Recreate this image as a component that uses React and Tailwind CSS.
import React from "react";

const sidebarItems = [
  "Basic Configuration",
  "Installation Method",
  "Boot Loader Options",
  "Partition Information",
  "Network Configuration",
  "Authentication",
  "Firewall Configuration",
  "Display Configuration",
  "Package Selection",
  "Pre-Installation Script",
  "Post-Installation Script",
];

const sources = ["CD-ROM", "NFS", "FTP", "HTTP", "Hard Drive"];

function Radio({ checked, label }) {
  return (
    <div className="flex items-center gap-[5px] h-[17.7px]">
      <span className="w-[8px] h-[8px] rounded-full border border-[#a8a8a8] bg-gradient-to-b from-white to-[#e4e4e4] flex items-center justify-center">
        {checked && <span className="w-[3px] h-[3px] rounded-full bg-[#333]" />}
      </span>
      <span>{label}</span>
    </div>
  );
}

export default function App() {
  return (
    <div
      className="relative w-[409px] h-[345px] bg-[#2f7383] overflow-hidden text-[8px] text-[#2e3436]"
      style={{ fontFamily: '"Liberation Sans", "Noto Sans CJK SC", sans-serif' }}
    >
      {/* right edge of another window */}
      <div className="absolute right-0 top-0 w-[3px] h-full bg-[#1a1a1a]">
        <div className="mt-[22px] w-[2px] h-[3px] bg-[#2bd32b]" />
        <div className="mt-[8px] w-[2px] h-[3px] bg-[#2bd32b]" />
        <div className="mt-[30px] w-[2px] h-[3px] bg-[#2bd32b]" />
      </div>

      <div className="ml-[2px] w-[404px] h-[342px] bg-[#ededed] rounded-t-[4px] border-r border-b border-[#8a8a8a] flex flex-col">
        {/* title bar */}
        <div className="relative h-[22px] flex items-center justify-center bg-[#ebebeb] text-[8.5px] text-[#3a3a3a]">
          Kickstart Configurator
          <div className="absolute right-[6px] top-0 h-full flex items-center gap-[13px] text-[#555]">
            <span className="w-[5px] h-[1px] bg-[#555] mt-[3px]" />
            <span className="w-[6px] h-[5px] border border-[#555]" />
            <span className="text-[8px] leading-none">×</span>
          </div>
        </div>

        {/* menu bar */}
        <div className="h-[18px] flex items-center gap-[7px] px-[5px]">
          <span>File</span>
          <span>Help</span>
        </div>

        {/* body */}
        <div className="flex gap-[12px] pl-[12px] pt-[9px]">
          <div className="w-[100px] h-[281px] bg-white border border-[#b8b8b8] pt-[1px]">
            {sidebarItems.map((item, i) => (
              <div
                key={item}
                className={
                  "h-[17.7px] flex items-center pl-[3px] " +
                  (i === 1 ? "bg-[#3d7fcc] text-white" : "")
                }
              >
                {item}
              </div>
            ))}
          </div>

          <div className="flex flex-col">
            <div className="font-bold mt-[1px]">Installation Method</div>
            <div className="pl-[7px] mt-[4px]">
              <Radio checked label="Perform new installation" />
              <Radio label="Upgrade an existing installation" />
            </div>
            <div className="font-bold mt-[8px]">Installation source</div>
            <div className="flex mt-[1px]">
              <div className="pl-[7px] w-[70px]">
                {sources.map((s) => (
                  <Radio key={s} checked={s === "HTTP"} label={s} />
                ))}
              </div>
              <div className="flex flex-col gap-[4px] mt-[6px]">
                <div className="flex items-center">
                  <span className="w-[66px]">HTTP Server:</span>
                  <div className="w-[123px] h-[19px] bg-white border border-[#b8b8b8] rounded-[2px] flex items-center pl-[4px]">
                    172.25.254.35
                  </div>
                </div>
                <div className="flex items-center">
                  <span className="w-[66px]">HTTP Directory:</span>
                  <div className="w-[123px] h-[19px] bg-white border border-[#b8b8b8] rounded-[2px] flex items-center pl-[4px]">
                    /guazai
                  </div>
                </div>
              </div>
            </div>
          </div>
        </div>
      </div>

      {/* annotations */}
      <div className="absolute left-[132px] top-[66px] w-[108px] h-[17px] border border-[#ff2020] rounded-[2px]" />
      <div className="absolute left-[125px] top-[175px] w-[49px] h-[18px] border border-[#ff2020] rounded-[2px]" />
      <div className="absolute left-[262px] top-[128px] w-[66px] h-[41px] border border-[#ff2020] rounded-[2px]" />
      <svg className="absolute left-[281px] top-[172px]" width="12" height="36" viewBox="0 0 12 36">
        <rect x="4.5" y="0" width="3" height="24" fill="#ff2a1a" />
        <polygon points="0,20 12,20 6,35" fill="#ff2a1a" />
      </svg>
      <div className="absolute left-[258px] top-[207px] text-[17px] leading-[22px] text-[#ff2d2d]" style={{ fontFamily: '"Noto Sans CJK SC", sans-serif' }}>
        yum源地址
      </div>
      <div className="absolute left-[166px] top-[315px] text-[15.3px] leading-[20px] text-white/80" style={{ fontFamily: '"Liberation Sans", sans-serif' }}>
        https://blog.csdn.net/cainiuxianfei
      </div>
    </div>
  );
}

### Instructions to follow
Reproduce the material above exactly; please quote every line of it.

### Output below
Recreate this image as a component that uses React and Tailwind CSS.
import React from "react";

const sidebarItems = [
  "Basic Configuration",
  "Installation Method",
  "Boot Loader Options",
  "Partition Information",
  "Network Configuration",
  "Authentication",
  "Firewall Configuration",
  "Display Configuration",
  "Package Selection",
  "Pre-Installation Script",
  "Post-Installation Script",
];

const sources = ["CD-ROM", "NFS", "FTP", "HTTP", "Hard Drive"];

function Radio({ checked, label }) {
  return (
    <div className="flex items-center gap-[5px] h-[17.7px]">
      <span className="w-[8px] h-[8px] rounded-full border border-[#a8a8a8] bg-gradient-to-b from-white to-[#e4e4e4] flex items-center justify-center">
        {checked && <span className="w-[3px] h-[3px] rounded-full bg-[#333]" />}
      </span>
      <span>{label}</span>
    </div>
  );
}

export default function App() {
  return (
    <div
      className="relative w-[409px] h-[345px] bg-[#2f7383] overflow-hidden text-[8px] text-[#2e3436]"
      style={{ fontFamily: '"Liberation Sans", "Noto Sans CJK SC", sans-serif' }}
    >
      {/* right edge of another window */}
      <div className="absolute right-0 top-0 w-[3px] h-full bg-[#1a1a1a]">
        <div className="mt-[22px] w-[2px] h-[3px] bg-[#2bd32b]" />
        <div className="mt-[8px] w-[2px] h-[3px] bg-[#2bd32b]" />
        <div className="mt-[30px] w-[2px] h-[3px] bg-[#2bd32b]" />
      </div>

      <div className="ml-[2px] w-[404px] h-[342px] bg-[#ededed] rounded-t-[4px] border-r border-b border-[#8a8a8a] flex flex-col">
        {/* title bar */}
        <div className="relative h-[22px] flex items-center justify-center bg-[#ebebeb] text-[8.5px] text-[#3a3a3a]">
          Kickstart Configurator
          <div className="absolute right-[6px] top-0 h-full flex items-center gap-[13px] text-[#555]">
            <span className="w-[5px] h-[1px] bg-[#555] mt-[3px]" />
            <span className="w-[6px] h-[5px] border border-[#555]" />
            <span className="text-[8px] leading-none">×</span>
          </div>
        </div>

        {/* menu bar */}
        <div className="h-[18px] flex items-center gap-[7px] px-[5px]">
          <span>File</span>
          <span>Help</span>
        </div>

        {/* body */}
        <div className="flex gap-[12px] pl-[12px] pt-[9px]">
          <div className="w-[100px] h-[281px] bg-white border border-[#b8b8b8] pt-[1px]">
            {sidebarItems.map((item, i) => (
              <div
                key={item}
                className={
                  "h-[17.7px] flex items-center pl-[3px] " +
                  (i === 1 ? "bg-[#3d7fcc] text-white" : "")
                }
              >
                {item}
              </div>
            ))}
          </div>

          <div className="flex flex-col">
            <div className="font-bold mt-[1px]">Installation Method</div>
            <div className="pl-[7px] mt-[4px]">
              <Radio checked label="Perform new installation" />
              <Radio label="Upgrade an existing installation" />
            </div>
            <div className="font-bold mt-[8px]">Installation source</div>
            <div className="flex mt-[1px]">
              <div className="pl-[7px] w-[70px]">
                {sources.map((s) => (
                  <Radio key={s} checked={s === "HTTP"} label={s} />
                ))}
              </div>
              <div className="flex flex-col gap-[4px] mt-[6px]">
                <div className="flex items-center">
                  <span className="w-[66px]">HTTP Server:</span>
                  <div className="w-[123px] h-[19px] bg-white border border-[#b8b8b8] rounded-[2px] flex items-center pl-[4px]">
                    172.25.254.35
                  </div>
                </div>
                <div className="flex items-center">
                  <span className="w-[66px]">HTTP Directory:</span>
                  <div className="w-[123px] h-[19px] bg-white border border-[#b8b8b8] rounded-[2px] flex items-center pl-[4px]">
                    /guazai
                  </div>
                </div>
              </div>
            </div>
          </div>
        </div>
      </div>

      {/* annotations */}
      <div className="absolute left-[132px] top-[66px] w-[108px] h-[17px] border border-[#ff2020] rounded-[2px]" />
      <div className="absolute left-[125px] top-[175px] w-[49px] h-[18px] border border-[#ff2020] rounded-[2px]" />
      <div className="absolute left-[262px] top-[128px] w-[66px] h-[41px] border border-[#ff2020] rounded-[2px]" />
      <svg className="absolute left-[281px] top-[172px]" width="12" height="36" viewBox="0 0 12 36">
        <rect x="4.5" y="0" width="3" height="24" fill="#ff2a1a" />
        <polygon points="0,20 12,20 6,35" fill="#ff2a1a" />
      </svg>
      <div className="absolute left-[258px] top-[207px] text-[17px] leading-[22px] text-[#ff2d2d]" style={{ fontFamily: '"Noto Sans CJK SC", sans-serif' }}>
        yum源地址
      </div>
      <div className="absolute left-[166px] top-[315px] text-[15.3px] leading-[20px] text-white/80" style={{ fontFamily: '"Liberation Sans", sans-serif' }}>
        https://blog.csdn.net/cainiuxianfei
      </div>
    </div>
  );
}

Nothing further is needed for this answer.